At Tuesday night's TUSD meeting, the board decided to postpone the vote.
Kristel Ann Foster and Adelita Grijalva were the two board members who pushed to get the item on the agenda, but it was Foster who then made a motion to "hold off the vote until the remedy comes forward."
Even TUSD Superintendent Dr. Gabriel Trujillo felt it was too early for action. It's why, when asked why then would the board put the item on the agenda, he said it's a conversation starter.
"I think it never hurts to get the conversation started and start talking about ideas about the different options and different possibilities are," he told Tucson News Now.

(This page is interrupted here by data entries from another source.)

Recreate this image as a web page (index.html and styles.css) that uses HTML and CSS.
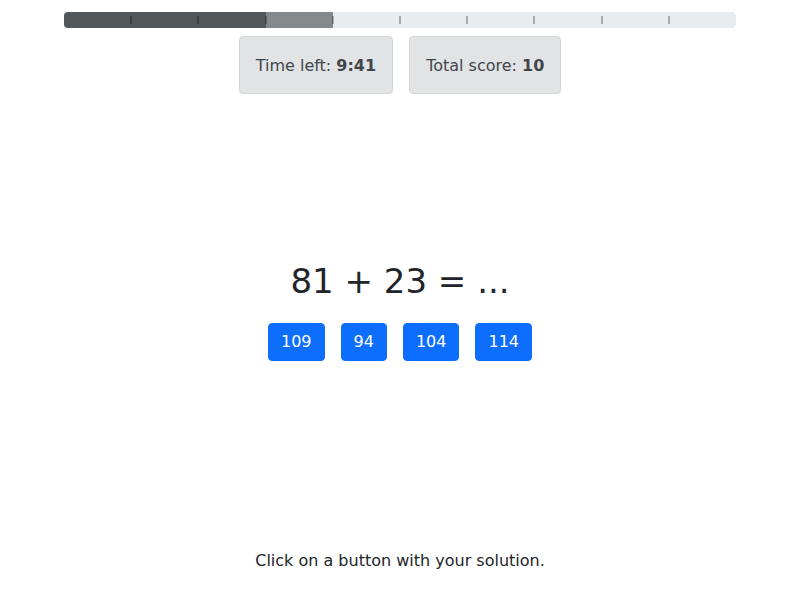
FILE: index.html
```html
<!DOCTYPE html>
<html lang="en">
<head>
<meta charset="utf-8">
<title>Mental arithmetic</title>
<link rel="stylesheet" href="styles.css">
</head>
<body>
<div class="page">
  <div class="progress">
    <div class="seg seg-done" style="width:30%"></div>
    <div class="seg seg-current" style="width:10%"></div>
    <div class="ticks">
      <span class="cell"></span><span class="cell"></span><span class="cell"></span>
      <span class="cell"></span><span class="cell"></span><span class="cell"></span>
      <span class="cell"></span><span class="cell"></span><span class="cell"></span>
      <span class="cell last"></span>
    </div>
  </div>
  <div class="stats">
    <div class="stat">Time left: <b>9:41</b></div>
    <div class="stat">Total score: <b>10</b></div>
  </div>
  <main class="task">
    <h1 class="equation">81 + 23 = ...</h1>
    <div class="answers">
      <button class="btn">109</button>
      <button class="btn">94</button>
      <button class="btn">104</button>
      <button class="btn">114</button>
    </div>
  </main>
  <p class="hint">Click on a button with your solution.</p>
</div>
</body>
</html>
```
FILE: styles.css
```css
* { box-sizing: border-box; }
html, body { margin: 0; padding: 0; }
body {
  font-family: "DejaVu Sans", sans-serif;
  font-size: 16px;
  line-height: 24px;
  color: #212529;
  background: #fff;
}
.page {
  height: 600px;
  padding-top: 12px;
  display: flex;
  flex-direction: column;
  align-items: center;
}
.progress {
  position: relative;
  width: 672px;
  height: 16px;
  background: #e9ecef;
  border-radius: 4px;
  overflow: hidden;
  display: flex;
}
.seg { height: 100%; }
.seg-done { background: #53575a; }
.seg-current { background: #85898c; }
.ticks {
  position: absolute;
  inset: 0;
  display: grid;
  grid-template-columns: repeat(10, 1fr);
  align-items: center;
}
.cell {
  height: 8px;
  display: flex;
  justify-content: flex-end;
}
.cell::after {
  content: "";
  width: 2px;
  height: 8px;
  margin-right: -1px;
  background: rgba(0, 0, 0, 0.28);
}
.cell.last::after { display: none; }
.stats {
  display: flex;
  gap: 16px;
  margin-top: 8px;
}
.stat {
  padding: 17px 16px 15px;
  background: #e2e3e5;
  border: 1px solid #d3d6d8;
  border-radius: 4px;
  color: #41464b;
}
.stat b { font-weight: bold; }
.task {
  margin-top: 167px;
  display: flex;
  flex-direction: column;
  align-items: center;
}
.equation {
  margin: 0;
  font-size: 34px;
  line-height: 40.8px;
  font-weight: 500;
}
.answers {
  display: flex;
  gap: 16px;
  margin-top: 21px;
}
.btn {
  font-family: "DejaVu Sans", sans-serif;
  font-size: 16px;
  line-height: 24px;
  padding: 6px 12px;
  border: 1px solid #0d6efd;
  background: #0d6efd;
  color: #fff;
  border-radius: 4px;
}
.hint {
  margin: auto 0 27px;
}
```
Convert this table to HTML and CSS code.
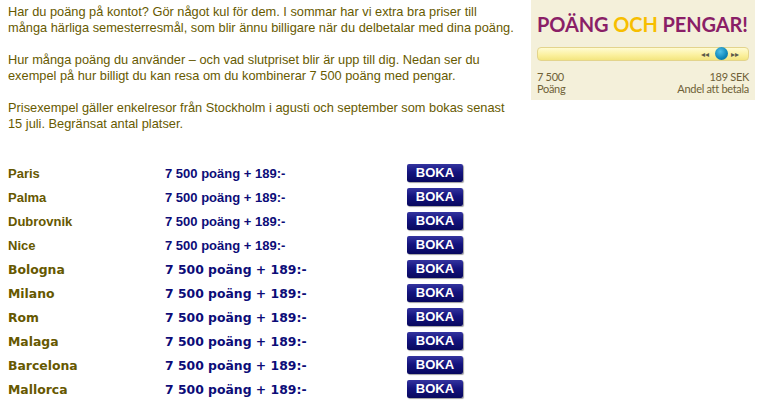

After getting a concise history lesson on ARS 15-112, and the next steps, the board voted to table the item for a future meeting.
It left Putnam-Hidalgo, one of many supporters, feeling encouraged.
"Everybody talks about student engagement and how hard it is to sort of capture student engagement and that is clearly what the courses did."
Three things will likely need to happen before the TUSD Board takes a vote. The court will hear oral arguments to decide how to move forward, they'll issue that decision, and then they will wait to see if there's an appeal.